Cost:  Buying Keurig “pods” equates to $50 per pound for Folgers coffee.  Here in Berkeley, California, where the hippest hipsters in the world roast the fanciest, single-origin, organic, hand-farmed, fair-trade, heirloom/heritage beans from all over the world, a pound of fancy coffee beans ranges from $10/lb to $15/lb in Berkeley Bowl or Whole Foods.  Keurig dares to charge FOUR TO FIVE TIMES the price of true artisanal coffee, for the privilege of having your subpar grounds parsed out in little tiny plastic pods.  Paying way more than the market price for coffee is not efficient to consumers (although it is profitable to Keurig – of the company’s $4.7 Billion in net sales in 2014 (including revenues from sales of brewers, pods, accessories, etc.), $3.6 Billion (or 77%) was from sales of coffee pods).*

Waste: Using Keurig pods means that your two cups of morning coffee causes the production and disposal of two little plastic pods.  Which are not recyclable.*  And which end up in landfills.  But they’re little bitty, you say!  Little bitty, my ass.  Using a Keurig means that your 2-a-day coffee habit results in the addition of 730 plastic pods to the earth’s waste each year.  Or, on a macro level, the Atlantic reports that there were 9.8 Billion Keurig pods sold in 2014 – to visualize this, just imagine a bazillion teeny Keurig pods circling the equator, and again, and again, and again.  Until the chain of plastic has wrapped itself twelve times around our Earth. That’s about how many K-pods were buried in landfills in 2014. Not to state the obvious, but since it is very easy to make coffee without any plastic pods or other non-biodegradable waste whatsoever, clearly the disposal in landfills of 10 billion or more pods per year is not an efficient use of our environmental resources.
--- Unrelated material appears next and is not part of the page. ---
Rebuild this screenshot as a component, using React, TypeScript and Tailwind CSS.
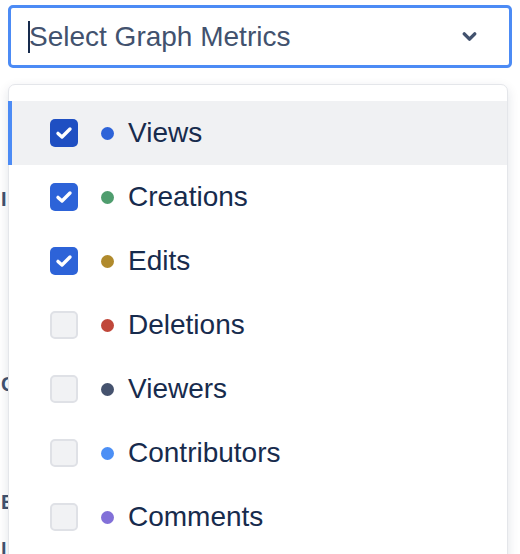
import { ChevronDown } from "lucide-react";

const metrics = [
  { name: "Views", color: "bg-[#2d63d8]", checked: true, active: true },
  { name: "Creations", color: "bg-[#4f9d6e]", checked: true },
  { name: "Edits", color: "bg-[#b08a2c]", checked: true },
  { name: "Deletions", color: "bg-[#c0473a]", checked: false },
  { name: "Viewers", color: "bg-[#45526e]", checked: false },
  { name: "Contributors", color: "bg-[#4c8ff5]", checked: false },
  { name: "Comments", color: "bg-[#8270d8]", checked: false },
];

function Checkbox({ checked, active }: { checked: boolean; active?: boolean }) {
  if (!checked) {
    return <span className="w-[28px] h-[28px] rounded-[5px] border-2 border-[#dfe1e6] bg-[#f1f2f4]" />;
  }
  return (
    <span
      className={`w-[28px] h-[28px] rounded-[5px] flex items-center justify-center ${
        active ? "bg-[#1f4fc2]" : "bg-[#2d63d8]"
      }`}
    >
      <svg width="18" height="14" viewBox="0 0 18 14" fill="none">
        <path d="M3 7.4 L7 11 L15 3" stroke="white" strokeWidth="3.4" strokeLinecap="round" strokeLinejoin="round" />
      </svg>
    </span>
  );
}

export default function App() {
  return (
    <div className="relative w-[520px] h-[554px] overflow-hidden bg-white font-['Liberation_Sans',Arial,sans-serif]">
      {/* select */}
      <div className="pt-[5px] px-[8px]">
        <div className="h-[63px] rounded-[5px] border-[3px] border-[#4c8bf5] flex items-center pl-[17px] pr-[29px]">
          <span className="w-[2px] h-[32px] bg-[#172b4d]" />
          <span className="flex-1 text-[28px] text-[#42526e] -ml-[1px]">Select Graph Metrics</span>
          <ChevronDown className="w-[21px] h-[21px] text-[#42526e]" strokeWidth={4} />
        </div>
      </div>

      {/* page labels behind the menu */}
      <div className="pl-[1px] text-[20px] font-bold text-[#42526e] leading-none">
        <div className="pt-[121px]">I</div>
        <div className="pt-[165px]">C</div>
        <div className="pt-[98px]">E</div>
        <div className="pt-[28px]">l</div>
      </div>

      {/* menu */}
      <div className="absolute left-[8px] top-[84px] w-[500px] h-[520px] bg-white border border-[#e4e6ea] rounded-[7px] shadow-[0_4px_12px_rgba(9,30,66,0.12)] pt-[16px]">
        {metrics.map((m) => (
          <div
            key={m.name}
            className={`h-[64px] flex items-center pl-[38px] border-l-[4px] -ml-px ${
              m.active ? "bg-[#f0f1f3] border-[#4c8bf5]" : "border-transparent"
            }`}
          >
            <Checkbox checked={m.checked} active={m.active} />
            <span className={`w-[13px] h-[13px] rounded-full ml-[23px] ${m.color}`} />
            <span className="ml-[14px] text-[28px] text-[#172b4d]">{m.name}</span>
          </div>
        ))}
      </div>
    </div>
  );
}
Time: Yes, traditional methods of brewing coffee require a few minutes to heat the water. But you don’t have to sit and stare at the pot for the whole 5 or 10 minutes it takes to boil the water. You can take a shower. Feed the dog. Wake the kids. Take a peek at the sunrise. Then drink your coffee.

So, what’s my point?  Aaaargh!  Only this: Keurigs are a waste of money.  They don’t make good coffee and are an expensive, polluting solution in search of a problem that doesn’t exist.  It is and always has been exceptionally easy to make your own delicious coffee without using any machine at all, but since no one makes any money on the machine-free solution, it has somehow magically escaped coverage by copywriters and publicists.  If you want to see how my wife and I make our own pretty good, very cheap, very easy, zero-waste coffee, see my post creatively titled “How to Make Pretty Darn Decent Coffee.”  Go ahead, it’s a short one.  Because making coffee is easy.
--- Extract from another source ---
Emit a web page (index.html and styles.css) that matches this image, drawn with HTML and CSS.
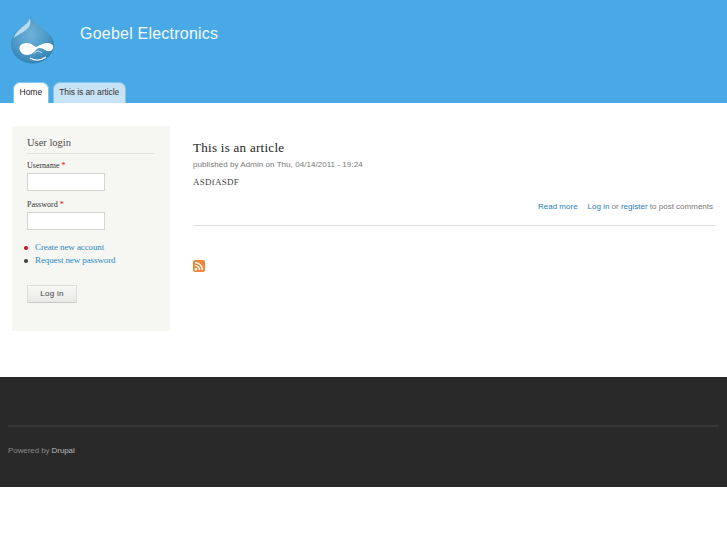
FILE: index.html
```html
<!DOCTYPE html>
<html lang="en">
<head>
<meta charset="utf-8">
<title>Goebel Electronics</title>
<link rel="stylesheet" href="styles.css">
</head>
<body>
<header class="header">
  <div class="branding">
    <svg class="logo" width="45" height="50" viewBox="0 0 45 50" aria-hidden="true">
      <defs>
        <radialGradient id="drop" cx="0.45" cy="0.4" r="0.7">
          <stop offset="0" stop-color="#6fb2da"/>
          <stop offset="0.6" stop-color="#4a97c6"/>
          <stop offset="1" stop-color="#2b79aa"/>
        </radialGradient>
      </defs>
      <path d="M20.5 0C21.5 5 27 9 32 13C39 18 44 23 44 29C44 40 34 48.500 22.500 48.500C11 48.500 1 40 1 29C1 21 7 15 12.500 11C16 8.500 20 5 20.5 0Z" fill="url(#drop)"/>
      <path d="M20 3C19 8 13 11 8.500 15.500C6 18 4 21 4 23C7 20 15 17 18.500 12.500C20.500 10 21 6 20 3Z" fill="#d3e9f5" opacity="0.8"/>
      <path d="M9.500 34C9 30 13 28 17 28C21 28 24 31 26 32C29 31 32 28 37 28C41 28 44 30 43 33C42 37 38 37 35 35C32 33 29 32 27 34C25 36 22 40 17 40C13 40 10 37 9.500 34Z" fill="#fff"/>
      <path d="M20 43C25 46 31 45.500 36 42" fill="none" stroke="#fff" stroke-width="1.400"/>
      <path d="M24 38.500C26 35.500 29 35.500 32 38" fill="none" stroke="#d5e9f4" stroke-width="1"/>
    </svg>
    <div class="site-name">Goebel Electronics</div>
  </div>
  <nav class="tabs">
    <a class="tab tab-active" href="#">Home</a>
    <a class="tab" href="#">This is an article</a>
  </nav>
</header>
<div class="content">
  <aside class="sidebar">
    <h2 class="block-title">User login</h2>
    <form class="login">
      <label class="field-label">Username <span class="req">*</span></label>
      <input class="field" type="text">
      <label class="field-label field-label-2">Password <span class="req">*</span></label>
      <input class="field" type="password">
      <ul class="links">
        <li class="link-item link-red"><a href="#">Create new account</a></li>
        <li class="link-item"><a href="#">Request new password</a></li>
      </ul>
      <button class="submit" type="button">Log in</button>
    </form>
  </aside>
  <main class="main">
    <article class="node">
      <h1 class="node-title">This is an article</h1>
      <div class="meta">published by Admin on Thu, 04/14/2011 - 19:24</div>
      <p class="body-text">ASDfASDF</p>
      <div class="node-links"><a href="#" class="more">Read more</a><span><a href="#">Log in</a> or <a href="#">register</a> to post comments</span></div>
    </article>
    <a class="feed" href="#" aria-label="RSS feed">
      <svg width="12" height="12" viewBox="0 0 12 12" aria-hidden="true">
        <rect width="12" height="12" rx="2" fill="#f0873a"/>
        <circle cx="3" cy="9.200" r="1.200" fill="#fff"/>
        <path d="M2 5.400A4.600 4.600 0 0 1 6.600 10M2 2.600A7.400 7.400 0 0 1 9.400 10" fill="none" stroke="#fff" stroke-width="1.400"/>
      </svg>
    </a>
  </main>
</div>
<footer class="footer">
  <div class="footer-line"></div>
  <div class="powered">Powered by <a href="#">Drupal</a></div>
</footer>
</body>
</html>
```
FILE: styles.css
```css
html, body { margin: 0; padding: 0; background: #fff; }
body { font-family: "Liberation Serif", serif; color: #3b3b3b; font-size: 10px; }
a { text-decoration: none; color: #0071b3; }

.header { height: 103px; background: #48a9e6; display: flex; flex-direction: column; }
.branding { height: 82px; display: flex; align-items: flex-start; padding: 15px 0 0 10px; box-sizing: border-box; }
.logo { display: block; flex: none; }
.site-name { font: 16px/20px "Liberation Sans", sans-serif; letter-spacing: .22px; color: #f3f9fd; margin: 9px 0 0 25px; }
.tabs { display: flex; gap: 4px; padding-left: 13px; height: 21px; }
.tab { font: 8.500px/19px "Liberation Sans", sans-serif; background: #c9e3f6; color: #333; padding: 0 5.500px; border: 1px solid #86c4ed; border-bottom: 0; border-radius: 7px 7px 0 0; letter-spacing: -.08px; }
.tab-active { background: #fff; color: #222; letter-spacing: 0; }

.content { display: flex; align-items: flex-start; padding: 23px 12px 0; height: 274px; box-sizing: border-box; }
.sidebar { width: 158px; height: 205px; flex: none; background: #f6f6f2; box-sizing: border-box; padding: 10px 15px 0; }
.block-title { margin: 0; font-size: 10.500px; line-height: 14px; font-weight: 400; color: #4a4a4a; padding-bottom: 3px; border-bottom: 1px solid #e2e2dc; }
.login { display: flex; flex-direction: column; align-items: flex-start; }
.field-label { font-size: 8px; line-height: 12px; color: #333; margin-top: 6px; }
.field-label + .field { margin-top: 1px; }
.field-label-2 { margin-top: 8px; }
.req { color: #e00; }
.field { width: 78px; height: 18px; margin: 0; padding: 0; box-sizing: border-box; border: 1px solid #d5d5d0; background: #fff; outline: none; }
.links { list-style: none; margin: 11px 0 0 -3px; padding: 0; }
.link-item { font-size: 9px; line-height: 13px; position: relative; padding-left: 11px; letter-spacing: -.1px; }
.link-item a { color: #2c8cc4; }
.link-item::before { content: ""; position: absolute; left: 0; top: 5px; width: 4px; height: 4px; border-radius: 50%; background: #3d3d3d; }
.link-red::before { background: #c8102e; }
.submit { margin-top: 18px; width: 50px; height: 18px; padding: 0; font: 8px/16px "Liberation Sans", sans-serif; letter-spacing: .3px; color: #444; background: linear-gradient(#f8f8f6, #e9e9e7); border: 1px solid #dcdcd8; border-bottom-color: #c8c8c4; border-radius: 1px; }

.main { flex: 1; margin-left: 23px; min-width: 0; }
.node { width: 522px; padding-top: 13px; border-bottom: 1px solid #dcdcd6; box-sizing: border-box; height: 100px; }
.node-title { margin: 0; font-size: 13px; line-height: 18px; font-weight: 400; color: #222; letter-spacing: .28px; }
.meta { font: 8px/11px "Liberation Sans", sans-serif; color: #777; letter-spacing: .05px; margin-top: 2px; }
.body-text { margin: 6px 0 0; font-size: 9px; line-height: 12px; color: #444; letter-spacing: .25px; }
.node-links { display: flex; justify-content: flex-end; gap: 10px; font: 8px/11px "Liberation Sans", sans-serif; color: #777; margin-top: 13px; padding-right: 2px; }
.node-links a { color: #1f82bb; }
.feed { display: block; width: 12px; height: 12px; margin-top: 34px; }
.feed svg { display: block; }

.footer { height: 110px; background: #292929; padding: 48px 8px 0; box-sizing: border-box; }
.footer-line { height: 2px; background: #363636; }
.powered { font: 8px/11px "Liberation Sans", sans-serif; color: #888; margin-top: 18px; letter-spacing: -.08px; }
.powered a { color: #bbb; }
```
Keurig Green Mountain, Inc. is the market leading manufacturer of pod-based coffee systems in North America.

A recent poll by the National Coffee Association found that 1 in 5 adults surveyed had drunk coffee made in a single-cup brewer the day before, up from 1 in 14 in 2010.

According to Wikipedia, Keurig plastic coffee pods are made of a polystyrene/ EVOH/polyethylene polymer blend. Polystyrene is the outer layer, while EVOH (ethylene vinyl alcohol) is used as a gas barrier and to prevent chemical flow-off from the other plastics under heating. Polyethylene is used as a heat seal layer and a moisture barrier. Yummy!
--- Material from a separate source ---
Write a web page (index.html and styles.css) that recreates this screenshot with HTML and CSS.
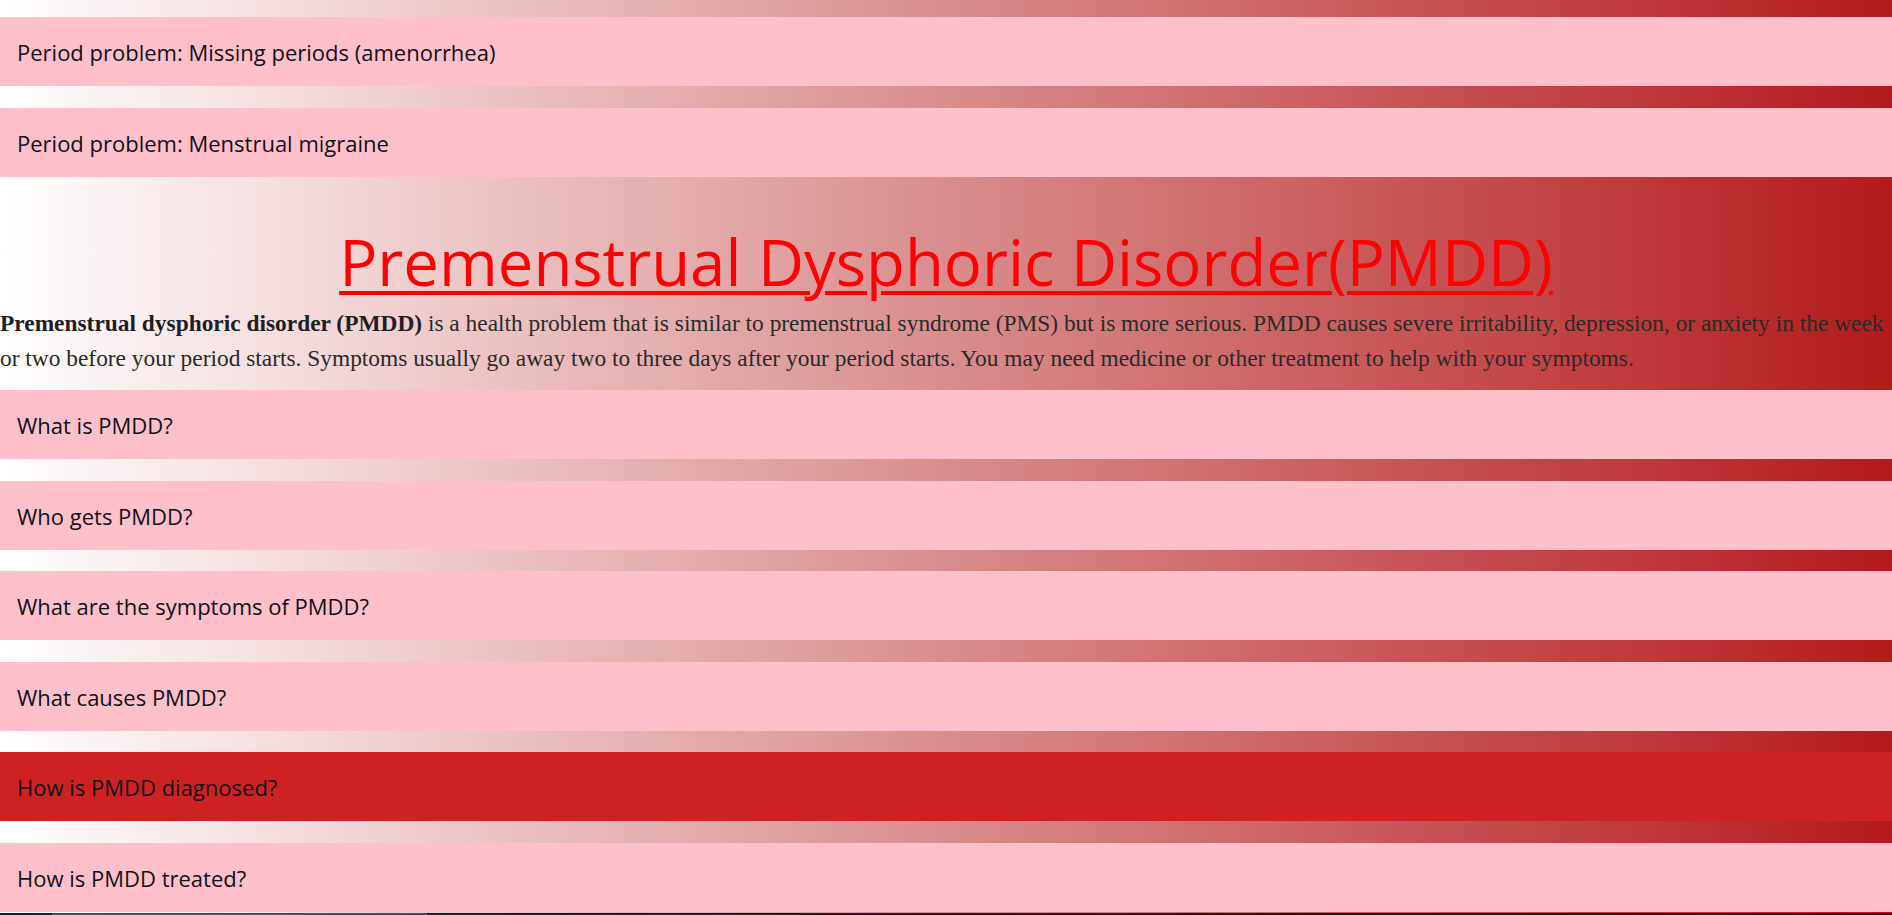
FILE: index.html
```html
<!DOCTYPE html>
<html lang="en">
<head>
<meta charset="utf-8">
<title>PMDD</title>
<link rel="stylesheet" href="styles.css">
</head>
<body>
<main class="page">
  <button class="acc">Period problem: Missing periods (amenorrhea)</button>
  <button class="acc">Period problem: Menstrual migraine</button>
  <section class="intro">
    <h1 class="title"><a class="title-link" href="#pmdd">Premenstrual Dysphoric Disorder(PMDD)</a></h1>
    <p class="lead"><strong>Premenstrual dysphoric disorder (PMDD)</strong> is a health problem that is similar to premenstrual syndrome (PMS) but is more serious. PMDD causes severe irritability, depression, or anxiety in the week or two before your period starts. Symptoms usually go away two to three days after your period starts. You may need medicine or other treatment to help with your symptoms.</p>
  </section>
  <button class="acc">What is PMDD?</button>
  <button class="acc">Who gets PMDD?</button>
  <button class="acc">What are the symptoms of PMDD?</button>
  <button class="acc">What causes PMDD?</button>
  <button class="acc acc-active">How is PMDD diagnosed?</button>
  <button class="acc">How is PMDD treated?</button>
</main>
<div class="hscroll"><div class="hscroll-thumb"></div></div>
</body>
</html>
```

FILE: styles.css
```css
html, body {
  margin: 0;
  padding: 0;
}

body {
  background: linear-gradient(to right, #ffffff 0%, #b41a1c 100%);
  min-height: 915px;
  overflow: hidden;
}

.page {
  display: flex;
  flex-direction: column;
  padding-top: 17px;
}

.acc {
  display: block;
  width: 100%;
  height: 69px;
  margin: 0;
  padding: 21px 17px 19px;
  border: none;
  outline: none;
  background: #ffc0cb;
  color: #111118;
  font-family: "Open Sans", "Noto Sans", sans-serif;
  font-size: 22px;
  line-height: 29px;
  text-align: left;
  cursor: pointer;
  box-sizing: border-box;
  flex: none;
}

.acc + .acc {
  margin-top: 21.6px;
}

.acc-active {
  background: #ce2222;
}

.intro {
  padding: 45px 0 15px;
}

.title {
  margin: 0;
  text-align: center;
  font-family: "Open Sans", "Noto Sans", sans-serif;
  font-weight: 400;
  font-size: 63.5px;
  line-height: 80px;
}

.title-link {
  color: #ff0000;
  text-decoration: underline;
  text-decoration-thickness: 4px;
  text-underline-offset: 5px;
}

.lead {
  margin: 4.5px 0 0;
  font-family: "Liberation Serif", "Times New Roman", serif;
  font-size: 23.4px;
  line-height: 34.5px;
  color: #2a2a2a;
}

.lead strong {
  color: #1e1e24;
}

.hscroll {
  position: fixed;
  left: 0;
  right: 0;
  bottom: 0;
  height: 2px;
  display: flex;
  background: #1d1a2b;
}

.hscroll-thumb {
  margin-left: 52px;
  width: 375px;
  background: #4b4860;
}
```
Keurig is currently fighting lawsuits claiming that it has violated antitrust laws in its efforts to protect profits by limiting competition in the coffee pod market.   One of the chief points of contention is its use of digital rights management (“DRM”) technology in its new-generation brewers which prevent the machines from accepting non-Keurig pods (including “green” pods produced by more environmentally sensitive companies).  The DRM restrictions have also pissed off many Keurig customers, as they discovered that with the new (and expensive) brewer they could no longer make their favorite non-Keurig brands of coffee or use any of the several types of refillable cups that previously allowed them to bypass the pod altogether.  Facing declining sales and furious customers, Keurig reversed course and announced last month that it would re-introduce a refillable/non-disposable cup that can be used with its new-generation brewers (although other companies’ pods would still be off-limits).

Keurig single-serve pods are made from #7 plastic and are not recyclable; however, their new multi-serve pods made for their 4-cup carafe are made from #5 propylene and are, according to Keurig, recyclable in 60% of U.S. communities (provided that you take the time to separate the foil top and embedded paper filter from the plastic shell).  According to Mother Jones, the recyclable multi-serve pods constitute only about 5% of Keurig’s pods (reported in 2014).  Keurig has stated that they would like to make all pods recyclable by 2020 (i.e., in five years, after the production of an additional many billions of non-recyclable pods).





  1. Guilty as charged. I bought one for Mama (seriously, she needed it easy), and got hooked myself. I have a pretty Melitta pot Aunt R. painted back when she was painting such things…maybe I should use that instead.

  2. Totally agree Ramey! Happy to have found your blog!